L’échec des révolutions de 1848 et 1871 en France et l’échec de la révolution de 1848 en Allemagne sont tous dus à l’échec des forces révolutionnaires à garder la paysannerie et la petite-bourgeoisie urbaine de leur côté jusqu’à l’achèvement des révolutions. La victoire de la Révolution russe a été assurée par le soutien de la paysannerie russe à la direction prolétarienne. La tactique magistrale de Lénine consistait à creuser le fossé révolutionnaire entre la paysannerie et la bourgeoisie et à gagner la paysannerie du côté du prolétariat. La période comprise entre février et octobre 1917 a été occupée par le prolétariat russe dirigé par le parti bolchevik à arracher la paysannerie aux griffes de la bourgeoisie. Ce n’est que lorsque la paysannerie a définitivement basculé, quittant le côté de la bourgeoisie vers le côté du prolétariat, que le moment du soulèvement a été décidé par Lénine. Afin d ?accomplir cette tâche, le slogan « La terre au paysan » a été avancé. Ce slogan comme nous le savons est le slogan de la révolution démocratique bourgeoise. Pourtant, le prolétariat russe a soulevé ce slogan au cours de la révolution prolétarienne et l’a soulevé correctement. S’il ne l’avait pas fait, s’il avait soulevé le slogan de la « Dictature du prolétariat », la paysannerie se serait alors tenue au plus près de la bourgeoisie et aurait accepté de suivre le bourgeois pour réprimer la révolution. L’important c’est le contenu de classe du pouvoir d’État de la révolution prolétarienne victorieuse. Mais le slogan de la révolution prolétarienne doit être « République démocratique ». « Tout le pouvoir aux Soviets des travailleurs et des paysans » - qui est aussi un slogan démocratique, était le slogan de la révolution russe et non pas la dictature du prolétariat. Trotsky écrit :
« Pendant de nombreuses années, les bolcheviks russes ont mobilisé les travailleurs et les paysans autour du slogan de la démocratie. Les slogans de la démocratie ont également joué un grand rôle en 1917. Ce n’est qu’après que le pouvoir soviétique déjà existant est parvenu à un antagonisme politique inconciliable avec l’Assemblée constituante aux yeux du peuple tout entier que notre Parti a liquidé les institutions et les slogans de la démocratie formelle, c’est de la démocratie bourgeoise, en faveur de la vraie démocratie soviétique, c’est de la démocratie prolétarienne. » (Souligné par moi ? S.T.)

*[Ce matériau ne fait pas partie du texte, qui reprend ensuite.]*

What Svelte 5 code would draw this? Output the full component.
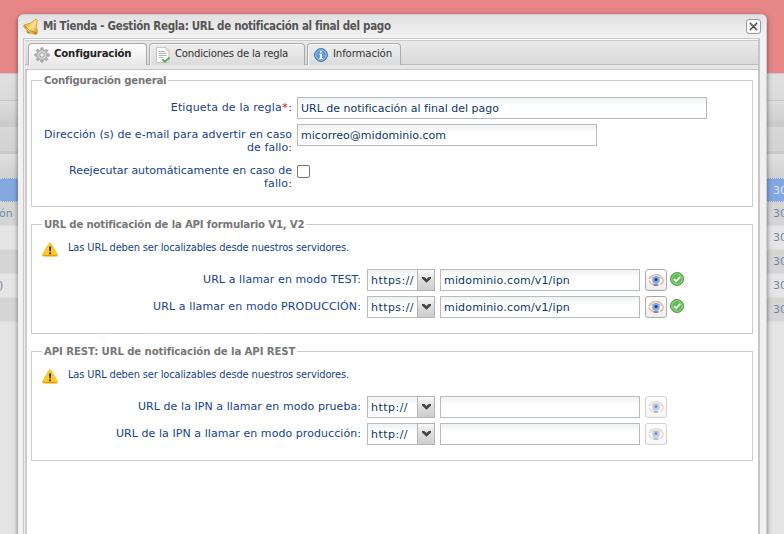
<script>
  const rows = [
    { kind: 'selected', left: '', right: '30' },
    { kind: 'dark', left: 'ón', right: '30' },
    { kind: 'light', left: '', right: '30' },
    { kind: 'dark', left: '', right: '30' },
    { kind: 'light', left: ')', right: '30' },
    { kind: 'dark', left: '', right: '30' }
  ];
  const hint = 'Las URL deben ser localizables desde nuestros servidores.';
  const groups = [
    {
      title: 'URL de notificación de la API formulario V1, V2', width: 260,
      urls: [
        { label: 'URL a llamar en modo TEST:', width: 158, scheme: 'https://', sw: 43, value: 'midominio.com/v1/ipn' },
        { label: 'URL a llamar en modo PRODUCCIÓN:', width: 208, scheme: 'https://', sw: 43, value: 'midominio.com/v1/ipn' }
      ]
    },
    {
      title: 'API REST: URL de notificación de la API REST', width: 251,
      urls: [
        { label: 'URL de la IPN a llamar en modo prueba:', width: 223, scheme: 'http://', sw: 37, value: '' },
        { label: 'URL de la IPN a llamar en modo producción:', width: 245, scheme: 'http://', sw: 37, value: '' }
      ]
    }
  ];

  // Spread the tracking so that a caption takes its allotted width.
  function fit(node, width) {
    const natural = node.getBoundingClientRect().width;
    node.style.letterSpacing = (width - natural) / node.textContent.length + 'px';
  }
</script>

<div class="screen">
  <div class="page">
    <div class="banner"></div>
    <div class="bar bar1"></div>
    <div class="bar bar2"></div>
    <div class="bar bar3"></div>
    <div class="bar bar4"></div>
    {#each rows as r}
      <div class="row {r.kind}"><span>{r.left}</span><span class="num">{r.right}</span></div>
    {/each}
  </div>

  <div class="window">
    <header>
      <svg class="bell" width="16" height="18" viewBox="0 0 16 18">
        <defs><linearGradient id="gold" x1="0" y1="0" x2="1" y2="1"><stop offset="0" stop-color="#d58b12"/><stop offset=".3" stop-color="#f3b93c"/><stop offset=".55" stop-color="#ffe58a"/><stop offset="1" stop-color="#d48a13"/></linearGradient></defs>
        <path d="M10.6 3 Q12 .8 13.7 1.4 Q15 2.4 13.9 4.2 Q12.9 8.5 14.4 13.6 Q14.3 16.6 12.6 16.6 Q4.5 14.6 .6 8.4 Q.5 6.8 2.2 6.6 Q7.8 6 10.6 3Z" fill="url(#gold)" stroke="#c98a22" stroke-width=".7"/>
        <path d="M1.2 7.8 Q5.5 13.4 13.4 15.2" fill="none" stroke="#b9791a" stroke-width=".9"/>
        <path d="M3.6 12.4 Q3.6 16 7.6 15.4Z" fill="#b06f14"/>
      </svg>
      <span class="title"><span use:fit={347}>Mi Tienda - Gestión Regla: URL de notificación al final del pago</span></span>
      <button class="close" aria-label="Cerrar">
        <svg width="9" height="9" viewBox="0 0 9 9"><path d="M1 1 L8 8 M8 1 L1 8" stroke="#444" stroke-width="1.8" stroke-dasharray="1.5 .3"/></svg>
      </button>
    </header>

    <div class="body">
      <nav>
        <div class="tab active">
          <svg width="16" height="16" viewBox="0 0 16 16">
            <g fill="#b5b5b5" stroke="#8a8a8a" stroke-width=".5">
              {#each [0, 45, 90, 135] as a}
                <rect x="6.7" y=".6" width="2.6" height="14.8" rx=".9" transform="rotate({a} 8 8)"/>
              {/each}
            </g>
            <circle cx="8" cy="8" r="5.3" fill="#c6c6c6" stroke="#9a9a9a" stroke-width=".6"/>
            <circle cx="8" cy="8" r="3.7" fill="#d4d4d4"/>
            <circle cx="8" cy="8" r="2.2" fill="#f2f2f2" stroke="#909090" stroke-width=".8"/>
          </svg>
          <span use:fit={77}>Configuración</span>
        </div>
        <div class="tab second">
          <svg width="16" height="16" viewBox="0 0 16 16">
            <path d="M1.5.5H11L14 3.5V15.5H1.5Z" fill="#fafafa" stroke="#c5c5c5"/>
            <path d="M11 .5V3.5H14" fill="#ddd" stroke="#c5c5c5" stroke-width=".7"/>
            <path d="M4 4.5H10M4 6.5H11.5M4 8.5H11.5M4 10.5H8" stroke="#aaa" stroke-width=".9"/>
            <path d="M7.3 12.4 9.8 14.8 14.6 10.6" fill="none" stroke="#60a957" stroke-width="2"/>
          </svg>
          <span use:fit={113}>Condiciones de la regla</span>
        </div>
        <div class="tab third">
          <svg width="14" height="14" viewBox="0 0 14 14">
            <circle cx="7" cy="7" r="6.4" fill="#4f88c3" stroke="#3f73ad"/>
            <circle cx="7" cy="7" r="5.3" fill="#659bd0" stroke="#a9cbed" stroke-width=".8"/>
            <path d="M6 3H8V4.6H6ZM5.4 5.7H8V10H9V11H5.2V10H6.2V6.7H5.4Z" fill="#fff"/>
          </svg>
          <span use:fit={59}>Información</span>
        </div>
      </nav>

      <main>
        <section class="general">
          <h2><span use:fit={122}>Configuración general</span></h2>
          <div class="field">
            <div class="label"><div><span use:fit={111}>Etiqueta de la regla</span><b>*</b>:</div></div>
            <div class="input wide"><span use:fit={198}>URL de notificación al final del pago</span></div>
          </div>
          <div class="field">
            <div class="label">
              <div><span use:fit={248}>Dirección (s) de e-mail para advertir en caso</span></div>
              <div><span use:fit={45}>de fallo:</span></div>
            </div>
            <div class="input mid"><span use:fit={145}>micorreo@midominio.com</span></div>
          </div>
          <div class="field again">
            <div class="label">
              <div><span use:fit={223}>Reejecutar automáticamente en caso de</span></div>
              <div><span use:fit={28}>fallo:</span></div>
            </div>
            <div class="check"></div>
          </div>
        </section>

        {#each groups as g}
          <section class="urls">
            <h2><span use:fit={g.width}>{g.title}</span></h2>
            <div class="hint">
              <svg width="16" height="15" viewBox="0 0 16 15">
                <path d="M8 .9 Q8.8.9 9.3 1.9 L15.2 12 Q16 14.2 14.2 14.2 H1.8 Q0 14.2 .8 12 L6.7 1.9 Q7.2.9 8 .9Z" fill="#ffcb26" stroke="#efb62a" stroke-width=".8"/>
                <path d="M1.2 13.4H14.8" stroke="#dd9a18" stroke-width="1"/>
                <path d="M7 4.5H9.2L8.7 9.5H7.5ZM7.1 10.5H9V12.2H7.1Z" fill="#33270b"/>
              </svg>
              <span use:fit={281}>{hint}</span>
            </div>
            {#each g.urls as u}
              <div class="field">
                <div class="label url"><div><span use:fit={u.width}>{u.label}</span></div></div>
                <div class="combo">
                  <div class="input scheme"><span use:fit={u.sw}>{u.scheme}</span></div>
                  <div class="trigger"><svg width="9" height="6" viewBox="0 0 9 6"><path d="M0 0H2.3L4.5 2.1 6.7 0H9V1.5L4.5 5.7 0 1.5Z" fill="#444"/></svg></div>
                </div>
                <div class="input address">{#if u.value}<span use:fit={126}>{u.value}</span>{/if}</div>
                <div class="eye" class:off={!u.value}>
                  <svg width="16" height="14" viewBox="0 0 16 14">
                    <path d="M.7 7.4 Q3.6 3 8 3 T15.3 7 Q14.6 11.9 8.4 12 Q3.4 11.8 .7 7.4Z" fill="#fff"/>
                    <path d="M.9 5.8 Q3.5 1.7 8.2 1.7 T15.2 6.6 Q15.4 10.2 12 11.6" fill="none" stroke="#e3b496" stroke-width="1.3"/>
                    <path d="M.8 7.6 Q3.2 11.4 6.6 12" fill="none" stroke="#e3b496" stroke-width="1.2"/>
                    <path d="M2.5 5.6 Q8 1.6 13.6 5.6" fill="none" stroke="#c9a28c" stroke-width=".7"/>
                    <circle cx="8" cy="6.9" r="3.9" fill="#83aaea"/>
                    <circle cx="8" cy="6.4" r="1.5" fill="#24395c"/>
                    <path d="M5.8 12H10.4" stroke="#4f4f4f" stroke-width="1.3"/>
                  </svg>
                </div>
                {#if u.value}
                  <svg class="ok" width="14" height="14" viewBox="0 0 14 14">
                    <circle cx="7" cy="7" r="6.5" fill="#4cac45" stroke="#4a9d44"/>
                    <circle cx="7" cy="7" r="5.3" fill="#62bb59" stroke="#b0e0ab" stroke-width=".8"/>
                    <path d="M3.9 7 6.2 9.2 10.2 4.9" fill="none" stroke="#fff" stroke-width="1.7"/>
                  </svg>
                {/if}
              </div>
            {/each}
          </section>
        {/each}
      </main>
    </div>
  </div>
</div>

<style>
  :global(body) { margin: 0; }
  .screen { position: relative; width: 784px; height: 534px; overflow: hidden; background: #e4e4e4; font: 11px/13px "DejaVu Sans", Verdana, sans-serif; }
  .screen * { box-sizing: border-box; }
  span { white-space: nowrap; }
  .banner { height: 73px; background: #e68686; }
  .bar { border-top: 1px solid #c9c9c9; }
  .bar1 { height: 27px; background: linear-gradient(#e0e0e0, #dadada); }
  .bar2 { height: 27px; background: linear-gradient(#dedede, #c9c9c9); }
  .bar3 { height: 26px; border: 0; border-bottom: 2px solid #cacaca; background: linear-gradient(#d8d8d8, #d2d2d2); }
  .bar4 { height: 25px; background: linear-gradient(#e0e0e0, #d0d0d0); }
  .row { height: 24px; display: flex; justify-content: space-between; align-items: center; color: #6f87a8; border-bottom: 1px solid #ddd; }
  .row > span { margin-left: -1px; }
  .num { width: 11px; }
  .dark { background: #d5d5d5; }
  .light { background: #e5e5e5; }
  .selected { background: #84a7e0; border-top: 1px dotted #c5d5ef; border-bottom: 1px dotted #c5d5ef; color: #dce6f5; }
  .window { position: absolute; left: 18px; top: 14px; width: 749px; height: 540px; padding: 0 6px 0 5px; border-radius: 6px 6px 0 0; background: #f1f1f1; border: solid #d0d0d0; border-width: 1px 1px 0 0; box-shadow: 0 2px 5px rgba(0,0,0,.5), inset 0 1px #fff; }
  header { height: 23px; display: flex; align-items: flex-start; margin: 0 -5px; padding: 2px 4px 0 5px; background: linear-gradient(#e1e1e1, #f3f3f3); border-radius: 5px 5px 0 0; }
  .bell { flex: none; margin-top: 1px; }
  .title { flex: 1; padding: 2px 0 0 4px; font: bold 11.5px/14px "DejaVu Sans Condensed", Tahoma, sans-serif; color: #555; }
  .close { width: 15px; height: 15px; margin-top: 2px; padding: 0; border: 1px solid #999; border-radius: 3px; background: #fafafa; display: flex; align-items: center; justify-content: center; }
  .body { height: 520px; background: #fff; border: 1px solid #c7c7c7; border-right-width: 2px; box-shadow: inset 1px 0 #eee, inset 3px 0 #ccc; }
  nav { height: 30px; display: flex; gap: 2px; padding: 3px 0 0 3px; align-items: flex-start; margin-left: 1px; background: linear-gradient(#eaeaea, #d9d9d9); border-top: 1px solid #fff; border-bottom: 4px solid #e7e7e7; box-shadow: inset 0 1px #ccc, inset 0 -1px #bcbcbc; font: 11.3px/14px "DejaVu Sans Condensed", Tahoma, sans-serif; }
  .tab { height: 22px; display: flex; align-items: center; padding: 1px 5px 0; border: 1px solid #aaa; border-bottom: 0; border-radius: 4px 4px 0 0; background: linear-gradient(#ededed, #dcdcdc); box-shadow: inset 1px 1px #f8f8f8; color: #333; }
  .tab svg { flex: none; margin-right: 4px; }
  .tab > span { margin-top: -2px; }
  .active { width: 119px; height: 22px; background: linear-gradient(#fff, #e8e8e8); font-weight: bold; color: #222; }
  .active > svg { margin-top: -1px; }
  .second { width: 156px; }
  .third { width: 94px; padding-left: 6px; }
  .third svg { margin-right: 5px; }
  main { padding: 10px 5px 0 6px; border-top: 1px solid #c7c7c7; margin-left: 1px; }
  section { width: 722px; border: 1px solid #ccc; }
  .general { height: 127px; }
  .urls { height: 110px; margin-top: 17px; }
  h2 { width: max-content; height: 14px; margin: -7px 0 0 10px; padding: 0 2px; background: #fff; color: #777; font: bold 11.3px/14px "DejaVu Sans Condensed", Tahoma, sans-serif; }
  .field { height: 22px; display: flex; margin-top: 5px; }
  h2 + .field { margin-top: 9px; }
  .label { width: 265px; flex: none; padding: 4px 5px 0 0; text-align: right; color: #15428b; white-space: nowrap; }
  .label > div { height: 13px; }
  .label b { color: #d00; font-weight: normal; margin: 0 .5px; }
  .label.url { width: 335px; padding-right: 6px; }
  .again { margin-top: 14px; }
  .input { height: 22px; padding: 4px 3px 0; border: 1px solid #bbb; background: linear-gradient(#eef2f2, #fff 8px); color: #0d3664; line-height: 14px; }
  .wide { width: 410px; }
  .mid { width: 300px; }
  .check { width: 13px; height: 13px; border: 1px solid #767676; border-radius: 2px; margin-top: 5px; background: #fff; }
  .hint { height: 36px; display: flex; padding: 9px 0 0 10px; color: #15428b; font: 11px/14px "DejaVu Sans Condensed", Tahoma, sans-serif; }
  .hint svg { margin: 1px 10px 0 0; }
  .hint + .field { margin-top: 1px; }
  .combo { display: flex; width: 68px; margin-right: 5px; }
  .scheme { width: 50px; border-right: 0; }
  .trigger { width: 18px; height: 22px; border: 1px solid #b4b4b4; background: linear-gradient(#fafafa, #ddd 50%, #cecece); display: flex; justify-content: center; padding-top: 7px; }
  .address { width: 200px; }
  .eye { width: 22px; height: 22px; margin-left: 5px; border: 1px solid #aaa; border-radius: 3px; background: linear-gradient(#fff, #eee); display: flex; align-items: center; justify-content: center; }
  .eye svg { flex: none; }
  .off { opacity: .55; }
  .ok { margin: 3px 0 0 3px; }
</style>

Bien sûr, il va sans dire que quelle que soit la forme d’État de la révolution prolétarienne victorieuse - et il ne peut s’agir que de la forme républicaine démocratique - son contenu de classe interne ne doit être que la dictature du prolétariat et du prolétariat seul. La dictature multi-classe est autant un mythe politique que le parti politique multi-classe.
Fustigeant Staline et Boukharine pour la confusion opportuniste que ces deux hommes avaient préparée en Chine, Trotsky ajoute :
« Le sixième congrès du Komintern, sous la direction de Staline et de Boukharine, a renversé tout cela sur la tête. Si, d’une part, il prescrivait au parti une dictature « démocratique » et non « prolétarienne », il lui interdisait simultanément d’utiliser les slogans démocratiques pour préparer cette dictature. Le Parti communiste chinois a non seulement été désarmé, mais déshabillé. » (Souligné par moi ? S.T.)
Nos nourissons lézardant le marxisme, mais ne comprenant ni sa théorie ni ses tactiques et sa stratégie, devraient en prendre note.
La dictature du prolétariat est l’aboutissement de la révolution permanente dans le cadre national, et la dictature du prolétariat dans les principaux pays capitalistes, avec l’aide de la première révolution prolétarienne victorieuse sera le point culminant de la révolution permanente dans le cadre international, aboutissant finalement à l’établissement d’une société socialiste, but final de la révolution permanente.